The musical heritage of Partisan, a three-piece from Ghent in Belgium, is more recent and less familial. It might turn the head of a certain type of hardcore fan, however – singer and guitarist Cedric Goetgebuer was in Rise & Fall, drummer Ivo Debrabandere until recently in Oathbreaker, both on Jacob Bannon of Converge’s Deathwish label and both leading lights among keen consumers of Converge-y screwball metalcore frenzy. Partisan, though, are a venture into shoegazey gothic postpunk; We Have Been So Terribly Betrayed (Hypertension), a six-song EP that could call itself an album if it liked, demonstrates that this brand of greyscale flair suits them very nicely. On first contact this feels like music for sadsack wallowing, Goetgebuer intoning his lyrics Ian Curtisly and Thijs Goethals’ basslines justifying my use of ‘plangent’ in this sentence. Like a lot of classic miserablist rock, however, its outward aesthetic disguises an invigorating delivery. Partisan’s 2015 debut EP was engineered with slightly less finesse, and had more of a protopunk thump which has been largely cleansed here, but the brisk pace (let up only on ‘Forget’, the release’s longest song, and ‘I Have Always Loved You’, whose lengthy sample of what is supposedly Reverend Jim Jones’ pre-suicide monologue also gives We Have Been… its title) and Serious Rock sheen suits the band very well. Remember how good Finnish band Beastmilk were, before they binned off half the band and changed their name to Grave Pleasures? If so, you should grip this.
How come I never heard of Italia 90 until an American distro started selling their demo tape? They’re from London and play herberty Crisis-esque punk with an unusual, but effective, drone rock element. They sound like a band who would fit many given bills at DIY Space For London or New River Studios or a Static Shock gig, yet appear to have little or no interaction with that scene. Maybe they’re doing something ‘wrong’, and/or simply don’t care. I don’t either, really, because this tape is full of corkers.

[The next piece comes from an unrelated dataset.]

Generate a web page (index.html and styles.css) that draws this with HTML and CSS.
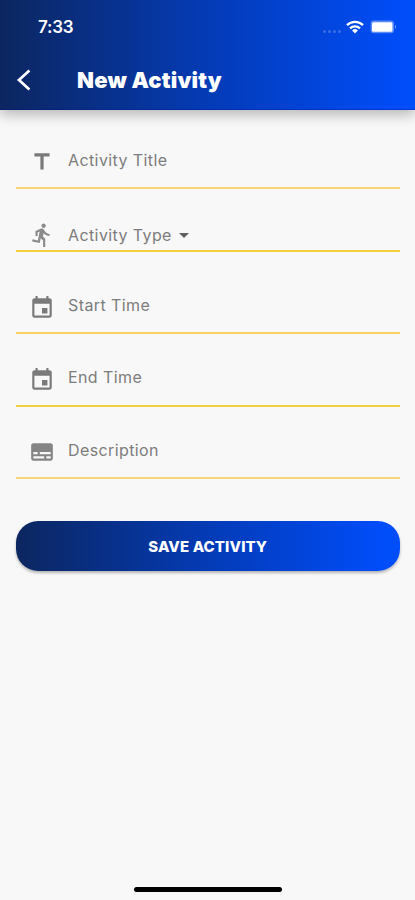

Two are little over a minute long – ‘Untitled’, which appears to be about the time-honoured topic of posers, and ‘Keeping My Hands Clean’, which excellently sounds like ESG’s guitarist playing on a Crass Records single – another, ‘Competition’, stretches to seven minutes. Of the remaining two numbers here, ‘On The Scene’ (“I’m on the scene / I’ve never been so bored”) mines Italia 90’s krautpunk niche with heads-down insistence and swirly effects, and ‘Mobile Reassurance Unit’ (“Slip into your neon dream / As you’re gently beaten to death”) captures the gruesome banality of modern peace-keeping Britain via two bouts of punk canter and a long midsection of thudding guitar noise. Very much rate this, and certainly don’t think that Wire, Alternative TV, Sauna Youth and Institute’s Catharsis LP are excessively flattering reference points.
Mexico City’s Anti-Sex recently toured the United States with Riña (whose single I enthused about back in April), and are apparently the first punk bands comprised of Mexican women to do so. Gladness that punks were able to facilitate this is inevitably tempered by the question of how much longer it might be feasible – thinking less here of the putative/punitive border wall than the viability of America as a travel destination for any non-white person. You don’t need a smuggler’s expertise or strong throwing arm to get a bunch of wav files into the US, though, so we should be able to enjoy things like Anti-Sex’s smashing debut album Un Mejor Futuro for as long as people want to create them. Released jointly by three labels (Cintas Pepe from Mexico, World Gone Mad and Grace Ambrose of Neon et al’s Thrilling Living), Un Mejor Futuro spins at 45rpm and is a suitably loud, piercing assault on one’s finer feelings. Drums sound like a nearby landslide, the guitar tone buzzes like a faulty nuclear reactor and the vocals of Blanca, who also plays bass in Riña, maintain a state of perpetual boiling outrage. The album title (A Better Future’) is one of grim irony, for her lyrical outlook is a near-unremittingly bleak procession of death, depression, oppression and injustice. The frantic ‘Rechezados Por El Estado’ directly addresses the thousands assassinated in Mexican gang warfare while ‘No Me Toques, No Me Mires, No Me Hables’ is about street harassment; still, if much of this polemic is ostensibly inward-looking, it makes as good and as noisy a case for ‘the personal is the political’ as you’ll hear anywhere.
And finally, a one-song digital single – not a method of distribution which this column generally has much time for, but an exception is being made for Sissy, a marvellous Dublin band made equally from punk, garage, powerpop and indie, and their song ‘Sail And Rail’. Everything Sissy receive, when purchased via the Bandcamp link, will be donated to Need Abortion Ireland, who help women in that country access abortion services. (Its release was presumably prompted by the recent announcement of the 2018 Irish abortion referendum, but would have been entirely relevant at any other time.) Suitably efficient and inexpensive, then, the song in question’s title refers to the transport links popular with pregnant Irish women travelling out of necessity to the British mainland, as well as being an interpolation of ‘Sail Away’ by Enya. This allows Sissy’s Leigh Arthur to paint a scene in which she and the ethereal castle-dweller board a ferry with a view to becoming “bikini-ready” via termination, before some misty Gaelic pipes (by Radie Peat from Irish folk-playing punx Lankum) float into the mix. It’s both impressively bad taste and laugh-out-loud funny, as opposed to making you smile politely because it’s for a good cause. Which it also is.